*Written exercise*. Pick out each line with the word "components" from the material that follows.

*Information provided*.
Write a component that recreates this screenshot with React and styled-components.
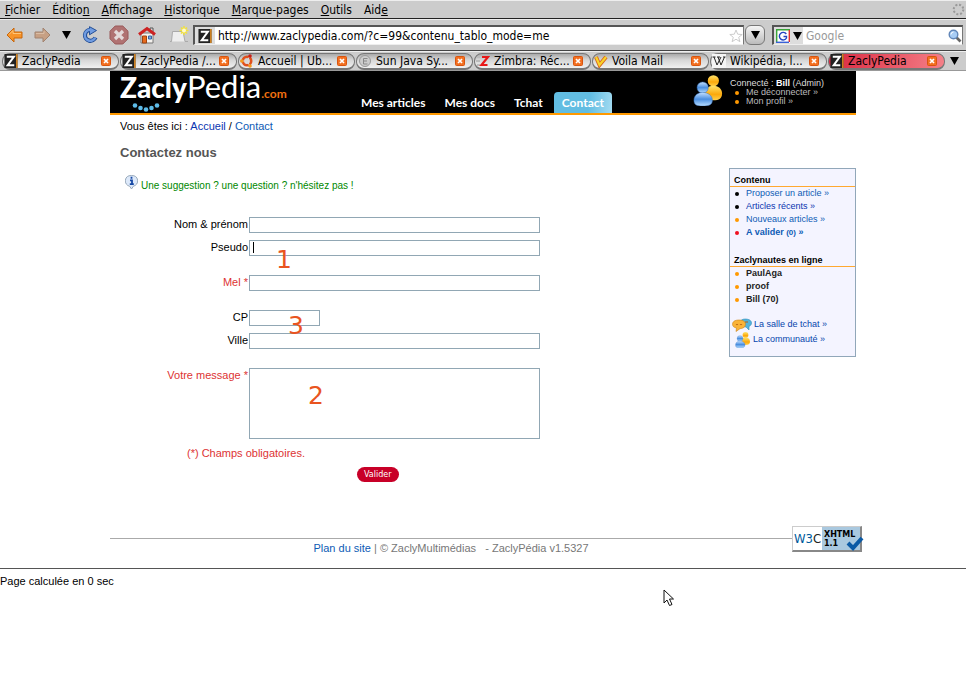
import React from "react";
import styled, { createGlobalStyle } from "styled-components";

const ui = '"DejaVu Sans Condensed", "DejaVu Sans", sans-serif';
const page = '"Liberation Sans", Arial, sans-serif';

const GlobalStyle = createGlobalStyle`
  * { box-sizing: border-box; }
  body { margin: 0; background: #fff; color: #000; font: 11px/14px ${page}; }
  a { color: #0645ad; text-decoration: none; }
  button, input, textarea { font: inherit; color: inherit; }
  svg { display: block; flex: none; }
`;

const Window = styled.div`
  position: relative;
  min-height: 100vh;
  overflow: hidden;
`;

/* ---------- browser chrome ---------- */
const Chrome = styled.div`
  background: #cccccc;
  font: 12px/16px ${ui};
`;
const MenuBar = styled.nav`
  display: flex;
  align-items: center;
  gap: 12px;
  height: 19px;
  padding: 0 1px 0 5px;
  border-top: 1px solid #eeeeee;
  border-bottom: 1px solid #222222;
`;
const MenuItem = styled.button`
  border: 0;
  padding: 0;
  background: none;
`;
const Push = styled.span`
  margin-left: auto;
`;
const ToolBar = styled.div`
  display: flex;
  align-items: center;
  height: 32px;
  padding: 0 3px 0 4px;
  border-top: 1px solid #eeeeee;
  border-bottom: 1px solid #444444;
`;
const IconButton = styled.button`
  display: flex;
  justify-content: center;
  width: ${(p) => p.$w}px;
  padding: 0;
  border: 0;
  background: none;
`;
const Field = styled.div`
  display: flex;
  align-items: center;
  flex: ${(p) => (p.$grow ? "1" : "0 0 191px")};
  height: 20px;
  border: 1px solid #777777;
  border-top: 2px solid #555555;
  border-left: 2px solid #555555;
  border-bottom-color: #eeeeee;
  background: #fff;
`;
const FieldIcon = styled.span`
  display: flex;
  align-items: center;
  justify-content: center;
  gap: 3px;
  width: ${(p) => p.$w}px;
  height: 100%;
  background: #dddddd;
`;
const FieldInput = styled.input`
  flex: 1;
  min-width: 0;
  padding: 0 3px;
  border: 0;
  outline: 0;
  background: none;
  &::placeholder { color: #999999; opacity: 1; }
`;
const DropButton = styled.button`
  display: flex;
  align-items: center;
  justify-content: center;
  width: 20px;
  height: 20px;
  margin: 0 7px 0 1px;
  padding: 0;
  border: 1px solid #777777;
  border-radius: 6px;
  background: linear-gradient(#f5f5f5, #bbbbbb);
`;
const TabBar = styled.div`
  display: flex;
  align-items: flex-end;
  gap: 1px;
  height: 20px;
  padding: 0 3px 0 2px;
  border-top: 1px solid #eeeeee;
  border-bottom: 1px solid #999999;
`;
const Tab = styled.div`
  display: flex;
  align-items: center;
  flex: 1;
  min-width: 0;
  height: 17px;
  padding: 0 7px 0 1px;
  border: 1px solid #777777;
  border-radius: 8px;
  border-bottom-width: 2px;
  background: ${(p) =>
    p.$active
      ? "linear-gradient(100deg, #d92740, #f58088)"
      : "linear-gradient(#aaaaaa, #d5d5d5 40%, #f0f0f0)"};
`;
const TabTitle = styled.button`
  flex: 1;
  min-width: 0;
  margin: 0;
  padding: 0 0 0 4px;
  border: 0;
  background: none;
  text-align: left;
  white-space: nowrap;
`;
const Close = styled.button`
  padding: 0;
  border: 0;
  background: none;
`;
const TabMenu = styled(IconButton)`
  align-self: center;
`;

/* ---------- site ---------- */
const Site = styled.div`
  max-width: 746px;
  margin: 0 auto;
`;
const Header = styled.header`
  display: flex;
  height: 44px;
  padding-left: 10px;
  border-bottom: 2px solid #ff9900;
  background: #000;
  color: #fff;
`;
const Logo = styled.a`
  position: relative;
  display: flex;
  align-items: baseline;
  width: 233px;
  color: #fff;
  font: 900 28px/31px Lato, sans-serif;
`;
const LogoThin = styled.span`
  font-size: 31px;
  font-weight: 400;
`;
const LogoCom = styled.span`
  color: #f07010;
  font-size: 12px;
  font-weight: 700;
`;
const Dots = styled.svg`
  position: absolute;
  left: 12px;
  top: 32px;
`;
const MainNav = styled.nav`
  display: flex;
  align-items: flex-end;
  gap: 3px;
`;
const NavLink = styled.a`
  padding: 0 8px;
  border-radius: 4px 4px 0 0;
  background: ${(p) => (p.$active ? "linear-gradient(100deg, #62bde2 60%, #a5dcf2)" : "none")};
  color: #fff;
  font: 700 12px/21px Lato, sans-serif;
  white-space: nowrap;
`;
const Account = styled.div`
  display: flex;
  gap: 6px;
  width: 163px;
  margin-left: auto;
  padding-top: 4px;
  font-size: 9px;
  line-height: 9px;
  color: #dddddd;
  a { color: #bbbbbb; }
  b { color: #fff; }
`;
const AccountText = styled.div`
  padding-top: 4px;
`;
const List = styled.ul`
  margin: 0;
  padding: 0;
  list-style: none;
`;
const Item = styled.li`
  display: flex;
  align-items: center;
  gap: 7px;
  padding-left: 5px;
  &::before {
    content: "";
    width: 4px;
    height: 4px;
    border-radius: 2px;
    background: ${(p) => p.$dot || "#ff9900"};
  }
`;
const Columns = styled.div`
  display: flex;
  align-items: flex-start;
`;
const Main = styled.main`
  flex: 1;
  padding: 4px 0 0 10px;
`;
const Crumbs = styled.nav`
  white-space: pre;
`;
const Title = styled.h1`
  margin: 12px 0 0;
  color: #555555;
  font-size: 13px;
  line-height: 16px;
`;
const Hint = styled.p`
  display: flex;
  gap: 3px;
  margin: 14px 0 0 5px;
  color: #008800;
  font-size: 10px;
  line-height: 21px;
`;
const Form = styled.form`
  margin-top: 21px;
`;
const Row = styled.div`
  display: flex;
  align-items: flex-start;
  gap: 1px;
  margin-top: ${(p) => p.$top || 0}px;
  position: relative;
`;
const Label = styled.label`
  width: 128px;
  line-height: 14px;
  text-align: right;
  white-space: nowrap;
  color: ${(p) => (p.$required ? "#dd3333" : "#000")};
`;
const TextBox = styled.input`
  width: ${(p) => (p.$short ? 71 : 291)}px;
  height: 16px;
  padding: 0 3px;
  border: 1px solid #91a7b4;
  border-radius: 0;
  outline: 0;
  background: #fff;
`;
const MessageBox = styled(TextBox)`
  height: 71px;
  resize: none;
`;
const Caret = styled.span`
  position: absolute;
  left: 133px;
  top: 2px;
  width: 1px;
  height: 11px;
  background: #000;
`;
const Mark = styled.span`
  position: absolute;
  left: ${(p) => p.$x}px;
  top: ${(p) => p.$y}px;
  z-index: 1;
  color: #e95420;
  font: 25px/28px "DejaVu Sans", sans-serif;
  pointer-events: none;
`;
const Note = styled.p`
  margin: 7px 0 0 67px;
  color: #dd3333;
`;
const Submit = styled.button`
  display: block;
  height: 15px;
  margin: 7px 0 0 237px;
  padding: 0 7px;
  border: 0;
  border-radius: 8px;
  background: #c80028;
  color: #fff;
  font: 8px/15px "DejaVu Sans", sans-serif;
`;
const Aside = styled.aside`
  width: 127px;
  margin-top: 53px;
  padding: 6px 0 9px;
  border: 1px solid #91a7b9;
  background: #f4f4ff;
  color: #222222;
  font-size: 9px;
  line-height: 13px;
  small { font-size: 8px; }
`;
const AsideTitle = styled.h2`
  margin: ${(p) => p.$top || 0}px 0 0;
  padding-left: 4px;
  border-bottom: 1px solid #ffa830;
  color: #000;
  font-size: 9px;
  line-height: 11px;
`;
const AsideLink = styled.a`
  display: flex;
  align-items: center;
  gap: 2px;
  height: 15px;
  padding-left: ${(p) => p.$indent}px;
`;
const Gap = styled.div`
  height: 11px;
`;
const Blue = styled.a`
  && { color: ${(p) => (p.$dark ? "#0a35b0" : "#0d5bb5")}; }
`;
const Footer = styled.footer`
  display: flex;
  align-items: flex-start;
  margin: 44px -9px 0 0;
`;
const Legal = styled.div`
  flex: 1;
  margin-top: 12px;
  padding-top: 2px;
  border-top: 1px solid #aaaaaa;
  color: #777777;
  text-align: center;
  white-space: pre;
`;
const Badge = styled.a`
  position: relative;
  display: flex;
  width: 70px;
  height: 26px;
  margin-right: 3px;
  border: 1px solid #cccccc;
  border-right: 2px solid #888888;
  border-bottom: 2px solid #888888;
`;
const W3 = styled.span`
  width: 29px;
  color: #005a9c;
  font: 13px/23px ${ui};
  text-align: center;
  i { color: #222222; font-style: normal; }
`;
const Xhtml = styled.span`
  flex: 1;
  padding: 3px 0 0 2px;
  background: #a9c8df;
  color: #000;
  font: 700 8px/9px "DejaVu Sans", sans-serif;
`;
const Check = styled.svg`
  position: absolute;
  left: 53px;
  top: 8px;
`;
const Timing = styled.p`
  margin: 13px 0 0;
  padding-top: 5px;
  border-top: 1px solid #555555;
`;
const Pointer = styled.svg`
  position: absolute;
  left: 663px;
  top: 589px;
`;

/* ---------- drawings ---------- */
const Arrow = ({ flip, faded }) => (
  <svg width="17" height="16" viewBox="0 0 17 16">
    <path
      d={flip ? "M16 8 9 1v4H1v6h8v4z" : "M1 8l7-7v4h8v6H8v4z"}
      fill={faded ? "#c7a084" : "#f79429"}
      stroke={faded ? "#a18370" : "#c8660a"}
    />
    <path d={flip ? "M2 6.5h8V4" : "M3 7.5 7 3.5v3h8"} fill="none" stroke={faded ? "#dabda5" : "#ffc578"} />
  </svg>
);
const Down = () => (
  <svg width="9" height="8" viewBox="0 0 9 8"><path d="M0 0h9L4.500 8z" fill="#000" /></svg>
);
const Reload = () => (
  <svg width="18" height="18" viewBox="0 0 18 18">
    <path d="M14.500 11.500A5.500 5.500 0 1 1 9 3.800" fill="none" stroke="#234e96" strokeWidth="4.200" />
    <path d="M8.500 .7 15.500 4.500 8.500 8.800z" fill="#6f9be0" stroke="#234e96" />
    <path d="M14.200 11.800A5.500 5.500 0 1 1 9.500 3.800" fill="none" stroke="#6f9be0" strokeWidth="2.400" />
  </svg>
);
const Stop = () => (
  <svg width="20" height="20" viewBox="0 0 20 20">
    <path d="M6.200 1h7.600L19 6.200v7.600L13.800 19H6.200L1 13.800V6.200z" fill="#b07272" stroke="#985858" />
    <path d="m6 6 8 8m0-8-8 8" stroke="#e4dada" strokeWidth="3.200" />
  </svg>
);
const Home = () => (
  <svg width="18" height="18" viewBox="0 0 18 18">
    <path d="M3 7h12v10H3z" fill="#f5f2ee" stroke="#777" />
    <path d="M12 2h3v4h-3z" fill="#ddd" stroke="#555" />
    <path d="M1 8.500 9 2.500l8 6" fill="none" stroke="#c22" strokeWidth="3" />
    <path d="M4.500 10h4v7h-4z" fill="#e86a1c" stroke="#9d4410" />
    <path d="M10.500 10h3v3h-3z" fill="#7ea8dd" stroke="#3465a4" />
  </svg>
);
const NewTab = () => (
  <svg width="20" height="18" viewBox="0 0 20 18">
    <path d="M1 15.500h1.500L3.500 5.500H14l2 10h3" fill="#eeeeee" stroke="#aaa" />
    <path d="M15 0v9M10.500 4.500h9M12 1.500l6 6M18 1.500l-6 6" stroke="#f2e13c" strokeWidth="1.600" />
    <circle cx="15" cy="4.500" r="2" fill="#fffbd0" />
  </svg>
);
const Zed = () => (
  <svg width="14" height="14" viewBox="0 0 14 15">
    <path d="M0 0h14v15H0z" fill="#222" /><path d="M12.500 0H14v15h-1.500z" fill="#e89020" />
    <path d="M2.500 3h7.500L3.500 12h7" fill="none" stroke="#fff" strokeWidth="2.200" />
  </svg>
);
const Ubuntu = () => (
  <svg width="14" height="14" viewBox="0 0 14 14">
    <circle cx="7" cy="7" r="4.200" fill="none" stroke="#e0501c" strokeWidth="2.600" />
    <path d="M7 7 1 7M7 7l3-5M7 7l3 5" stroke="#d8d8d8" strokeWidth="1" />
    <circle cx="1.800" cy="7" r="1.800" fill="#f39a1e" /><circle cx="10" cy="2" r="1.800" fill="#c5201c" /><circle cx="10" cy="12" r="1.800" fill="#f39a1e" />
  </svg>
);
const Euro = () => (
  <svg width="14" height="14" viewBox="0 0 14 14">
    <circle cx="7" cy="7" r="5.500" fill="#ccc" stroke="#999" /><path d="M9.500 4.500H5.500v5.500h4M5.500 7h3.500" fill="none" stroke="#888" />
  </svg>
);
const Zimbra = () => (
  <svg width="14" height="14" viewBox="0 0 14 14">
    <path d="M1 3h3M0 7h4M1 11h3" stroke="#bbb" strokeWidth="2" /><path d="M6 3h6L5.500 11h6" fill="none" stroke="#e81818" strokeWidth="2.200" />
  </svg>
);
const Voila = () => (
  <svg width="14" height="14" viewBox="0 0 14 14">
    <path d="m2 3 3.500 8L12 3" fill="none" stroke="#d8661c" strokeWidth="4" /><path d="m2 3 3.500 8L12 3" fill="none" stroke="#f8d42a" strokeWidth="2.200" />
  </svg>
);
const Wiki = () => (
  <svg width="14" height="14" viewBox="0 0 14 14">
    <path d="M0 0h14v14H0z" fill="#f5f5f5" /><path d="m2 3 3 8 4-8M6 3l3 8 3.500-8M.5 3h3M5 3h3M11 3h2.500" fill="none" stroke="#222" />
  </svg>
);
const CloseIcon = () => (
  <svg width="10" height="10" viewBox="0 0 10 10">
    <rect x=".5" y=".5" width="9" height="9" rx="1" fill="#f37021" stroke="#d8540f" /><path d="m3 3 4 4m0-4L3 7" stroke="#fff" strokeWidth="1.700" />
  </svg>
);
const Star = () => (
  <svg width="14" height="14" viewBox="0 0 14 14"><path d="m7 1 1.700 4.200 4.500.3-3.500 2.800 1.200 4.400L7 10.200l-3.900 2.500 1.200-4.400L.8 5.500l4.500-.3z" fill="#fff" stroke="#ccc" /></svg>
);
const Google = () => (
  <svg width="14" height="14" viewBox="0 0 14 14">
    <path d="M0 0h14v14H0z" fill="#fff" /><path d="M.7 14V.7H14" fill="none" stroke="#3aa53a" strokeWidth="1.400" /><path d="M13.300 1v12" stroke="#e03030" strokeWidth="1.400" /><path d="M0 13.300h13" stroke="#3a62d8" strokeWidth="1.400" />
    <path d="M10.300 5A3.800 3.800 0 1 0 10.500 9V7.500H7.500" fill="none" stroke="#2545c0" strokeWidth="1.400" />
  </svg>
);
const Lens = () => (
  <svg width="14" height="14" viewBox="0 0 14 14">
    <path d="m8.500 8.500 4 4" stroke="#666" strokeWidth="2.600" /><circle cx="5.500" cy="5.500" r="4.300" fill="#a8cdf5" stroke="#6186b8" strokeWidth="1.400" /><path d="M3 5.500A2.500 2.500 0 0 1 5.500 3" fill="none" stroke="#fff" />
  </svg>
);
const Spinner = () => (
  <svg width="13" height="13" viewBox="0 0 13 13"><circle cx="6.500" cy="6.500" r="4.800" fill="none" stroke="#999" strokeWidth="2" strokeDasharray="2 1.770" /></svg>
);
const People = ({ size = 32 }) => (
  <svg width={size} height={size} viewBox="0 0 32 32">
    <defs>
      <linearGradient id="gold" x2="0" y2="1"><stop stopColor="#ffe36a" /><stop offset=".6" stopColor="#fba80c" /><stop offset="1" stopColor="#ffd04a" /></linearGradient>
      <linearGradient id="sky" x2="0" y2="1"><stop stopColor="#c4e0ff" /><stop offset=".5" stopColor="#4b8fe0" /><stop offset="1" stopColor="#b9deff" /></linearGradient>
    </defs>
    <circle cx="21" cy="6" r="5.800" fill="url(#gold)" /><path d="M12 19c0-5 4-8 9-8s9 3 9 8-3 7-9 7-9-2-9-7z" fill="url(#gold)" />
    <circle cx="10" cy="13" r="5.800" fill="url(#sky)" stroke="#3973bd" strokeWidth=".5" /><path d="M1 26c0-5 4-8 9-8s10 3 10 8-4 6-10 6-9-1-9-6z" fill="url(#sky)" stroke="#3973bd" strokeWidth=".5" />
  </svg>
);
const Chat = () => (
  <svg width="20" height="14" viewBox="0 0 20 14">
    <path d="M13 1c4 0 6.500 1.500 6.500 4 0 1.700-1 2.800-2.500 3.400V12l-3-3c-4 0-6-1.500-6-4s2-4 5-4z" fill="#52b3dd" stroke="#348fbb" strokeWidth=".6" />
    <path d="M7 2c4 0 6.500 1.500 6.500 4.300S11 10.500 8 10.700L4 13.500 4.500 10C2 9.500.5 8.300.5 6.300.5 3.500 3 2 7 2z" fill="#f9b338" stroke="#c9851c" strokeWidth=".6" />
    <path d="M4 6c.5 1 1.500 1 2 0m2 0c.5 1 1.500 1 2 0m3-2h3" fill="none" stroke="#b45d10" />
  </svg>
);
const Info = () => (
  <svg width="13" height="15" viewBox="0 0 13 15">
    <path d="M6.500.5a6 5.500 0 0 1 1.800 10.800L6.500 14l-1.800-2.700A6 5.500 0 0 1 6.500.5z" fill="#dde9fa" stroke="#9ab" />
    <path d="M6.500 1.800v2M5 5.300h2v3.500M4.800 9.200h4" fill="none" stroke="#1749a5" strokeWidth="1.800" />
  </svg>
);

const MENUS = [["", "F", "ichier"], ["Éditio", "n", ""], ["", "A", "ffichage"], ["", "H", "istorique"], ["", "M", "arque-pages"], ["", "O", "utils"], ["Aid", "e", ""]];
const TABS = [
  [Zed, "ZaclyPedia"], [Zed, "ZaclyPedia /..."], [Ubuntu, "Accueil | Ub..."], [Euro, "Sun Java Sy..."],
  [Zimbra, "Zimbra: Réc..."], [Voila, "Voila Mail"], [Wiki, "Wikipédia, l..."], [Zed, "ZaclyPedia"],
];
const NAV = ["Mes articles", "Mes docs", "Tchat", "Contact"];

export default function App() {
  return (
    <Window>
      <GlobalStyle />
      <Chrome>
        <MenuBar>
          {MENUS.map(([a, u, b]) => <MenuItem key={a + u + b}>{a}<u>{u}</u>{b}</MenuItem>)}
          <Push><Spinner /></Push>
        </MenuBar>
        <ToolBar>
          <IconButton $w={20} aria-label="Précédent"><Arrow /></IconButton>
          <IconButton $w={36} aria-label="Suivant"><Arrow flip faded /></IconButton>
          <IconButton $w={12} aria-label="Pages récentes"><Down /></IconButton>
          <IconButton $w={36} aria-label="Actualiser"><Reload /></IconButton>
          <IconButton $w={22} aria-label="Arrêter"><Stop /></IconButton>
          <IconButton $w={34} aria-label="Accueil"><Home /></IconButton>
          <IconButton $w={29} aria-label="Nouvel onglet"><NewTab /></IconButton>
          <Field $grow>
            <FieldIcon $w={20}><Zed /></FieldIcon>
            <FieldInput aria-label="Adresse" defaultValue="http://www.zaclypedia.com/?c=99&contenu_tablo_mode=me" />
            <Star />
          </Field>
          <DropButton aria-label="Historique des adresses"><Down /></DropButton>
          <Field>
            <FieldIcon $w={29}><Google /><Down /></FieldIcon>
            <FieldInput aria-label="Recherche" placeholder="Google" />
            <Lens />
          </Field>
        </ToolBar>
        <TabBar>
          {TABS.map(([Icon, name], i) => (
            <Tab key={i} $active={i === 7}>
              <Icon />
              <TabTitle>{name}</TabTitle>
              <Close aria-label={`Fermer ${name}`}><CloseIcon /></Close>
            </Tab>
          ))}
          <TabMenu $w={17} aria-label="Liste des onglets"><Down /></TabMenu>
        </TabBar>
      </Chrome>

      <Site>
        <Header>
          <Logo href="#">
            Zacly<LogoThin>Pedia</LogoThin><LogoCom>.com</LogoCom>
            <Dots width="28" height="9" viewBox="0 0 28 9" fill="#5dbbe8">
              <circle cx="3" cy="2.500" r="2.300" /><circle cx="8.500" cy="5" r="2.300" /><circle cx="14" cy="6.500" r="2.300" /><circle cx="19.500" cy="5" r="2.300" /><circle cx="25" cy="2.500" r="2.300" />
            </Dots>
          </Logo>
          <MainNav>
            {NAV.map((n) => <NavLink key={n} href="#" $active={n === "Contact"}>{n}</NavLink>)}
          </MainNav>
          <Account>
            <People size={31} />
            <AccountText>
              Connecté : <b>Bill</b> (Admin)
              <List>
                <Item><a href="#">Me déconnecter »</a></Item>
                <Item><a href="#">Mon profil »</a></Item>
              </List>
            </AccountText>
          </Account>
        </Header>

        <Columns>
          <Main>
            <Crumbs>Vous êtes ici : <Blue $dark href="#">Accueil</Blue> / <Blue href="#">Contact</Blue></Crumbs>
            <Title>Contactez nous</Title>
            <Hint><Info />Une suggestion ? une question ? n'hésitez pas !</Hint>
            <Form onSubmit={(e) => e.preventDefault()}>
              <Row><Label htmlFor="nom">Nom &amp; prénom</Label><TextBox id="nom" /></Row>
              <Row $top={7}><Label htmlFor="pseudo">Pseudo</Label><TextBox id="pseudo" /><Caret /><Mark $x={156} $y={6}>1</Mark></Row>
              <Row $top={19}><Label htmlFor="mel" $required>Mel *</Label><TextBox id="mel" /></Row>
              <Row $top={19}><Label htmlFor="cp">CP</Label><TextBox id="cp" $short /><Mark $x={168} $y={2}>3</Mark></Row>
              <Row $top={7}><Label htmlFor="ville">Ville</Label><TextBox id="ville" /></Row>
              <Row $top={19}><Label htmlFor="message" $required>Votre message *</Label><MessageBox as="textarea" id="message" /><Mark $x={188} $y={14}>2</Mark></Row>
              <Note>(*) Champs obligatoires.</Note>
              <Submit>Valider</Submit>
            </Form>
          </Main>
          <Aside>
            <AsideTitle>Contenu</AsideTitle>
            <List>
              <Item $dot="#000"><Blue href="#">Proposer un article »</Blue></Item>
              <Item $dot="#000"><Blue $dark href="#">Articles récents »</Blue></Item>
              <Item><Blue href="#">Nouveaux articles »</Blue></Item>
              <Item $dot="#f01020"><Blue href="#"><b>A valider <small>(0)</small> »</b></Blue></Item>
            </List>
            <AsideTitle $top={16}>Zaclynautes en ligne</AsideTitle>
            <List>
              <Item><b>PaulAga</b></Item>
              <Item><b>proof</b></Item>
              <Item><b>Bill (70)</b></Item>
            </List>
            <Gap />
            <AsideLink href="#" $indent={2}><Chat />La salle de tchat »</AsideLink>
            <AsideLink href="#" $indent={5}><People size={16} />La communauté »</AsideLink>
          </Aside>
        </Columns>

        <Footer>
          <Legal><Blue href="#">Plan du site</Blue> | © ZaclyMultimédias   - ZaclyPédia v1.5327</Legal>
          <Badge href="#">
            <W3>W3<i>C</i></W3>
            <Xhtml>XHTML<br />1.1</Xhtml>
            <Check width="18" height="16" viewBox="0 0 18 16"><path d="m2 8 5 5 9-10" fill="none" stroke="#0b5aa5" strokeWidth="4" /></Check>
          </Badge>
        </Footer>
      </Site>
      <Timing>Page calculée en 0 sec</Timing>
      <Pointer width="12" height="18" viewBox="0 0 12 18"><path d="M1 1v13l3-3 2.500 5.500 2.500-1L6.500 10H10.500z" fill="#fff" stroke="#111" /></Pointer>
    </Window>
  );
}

*Result of the exercise*.
Write a component that recreates this screenshot with React and styled-components.
import styled, { createGlobalStyle } from "styled-components";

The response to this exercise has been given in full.